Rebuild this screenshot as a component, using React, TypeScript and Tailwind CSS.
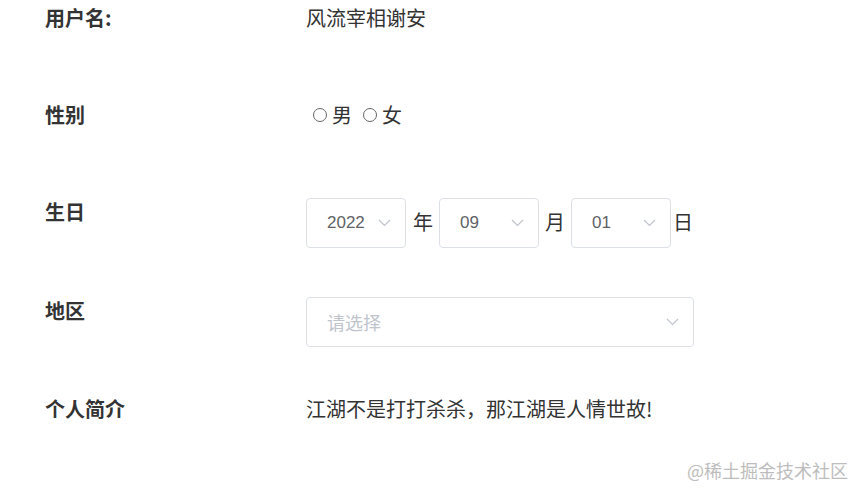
import React from 'react';

const cjk = { fontFamily: '"Noto Sans CJK SC", "Noto Sans", sans-serif' };
const num = { fontFamily: '"Liberation Sans", "Noto Sans CJK SC", sans-serif' };

const Chevron: React.FC = () => (
  <svg width="13" height="8" viewBox="0 0 13 8" fill="none" className="shrink-0">
    <path d="M1 1l5.5 5.5L12 1" stroke="#c0c4cc" strokeWidth="1.2" />
  </svg>
);

const Select: React.FC<{ value?: string; placeholder?: string; className?: string }> = ({ value, placeholder, className }) => (
  <div
    className={`flex shrink-0 items-center justify-between h-[50px] border border-[#dcdfe6] rounded-[4px] bg-white pl-[20px] pr-[14px] ${className ?? ''}`}
  >
    {value ? (
      <span className="text-[17px] text-[#606266]" style={num}>{value}</span>
    ) : (
      <span className="text-[18px] text-[#c0c4cc]" style={cjk}>{placeholder}</span>
    )}
    <Chevron />
  </div>
);

const Row: React.FC<{ label: string; className?: string; children: React.ReactNode }> = ({ label, className, children }) => (
  <div className={`flex items-start min-h-[50px] ${className ?? ''}`}>
    <div className="w-[261px] shrink-0 text-[20px] leading-[28px] font-bold text-[#333]">{label}</div>
    <div className="flex items-center text-[20px] leading-[28px] text-[#333]">{children}</div>
  </div>
);

const Radio: React.FC<{ label: string }> = ({ label }) => (
  <label className="flex items-center">
    <span className="w-[14px] h-[14px] rounded-full border border-[#666] mr-[5px]" />
    <span>{label}</span>
  </label>
);

export default function App() {
  return (
    <div className="relative w-[865px] h-[497px] bg-white overflow-hidden" style={cjk}>
      <div className="flex flex-col pl-[45px] pt-[4px]">
        <Row label="用户名:">
          <span>风流宰相谢安</span>
        </Row>
        <Row label="性别" className="mt-[47px]">
          <div className="flex items-center gap-[11px] pl-[7px]">
            <Radio label="男" />
            <Radio label="女" />
          </div>
        </Row>
        <Row label="生日" className="mt-[47px]">
          <Select value="2022" className="w-[100px]" />
          <span className="ml-[7px] mr-[6px] -mt-[2px]">年</span>
          <Select value="09" className="w-[100px]" />
          <span className="ml-[6px] mr-[6px] -mt-[2px]">月</span>
          <Select value="01" className="w-[100px]" />
          <span className="ml-[2px] -mt-[2px]">日</span>
        </Row>
        <Row label="地区" className="mt-[49px]">
          <Select placeholder="请选择" className="w-[388px]" />
        </Row>
        <Row label="个人简介" className="mt-[48px]">
          <span>江湖不是打打杀杀，那江湖是人情世故!</span>
        </Row>
      </div>
      <div className="absolute right-[17px] bottom-[15px] text-[18px] leading-[24px] text-[#bdbdbd]">
        @稀土掘金技术社区
      </div>
    </div>
  );
}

####

Work to be completed: Exactly reproduce the run of lines from the start of the listing through the line with "import React from 'react';", inclusive; pictures are not copied.

Task result:
Rebuild this screenshot as a component, using React, TypeScript and Tailwind CSS.
import React from 'react';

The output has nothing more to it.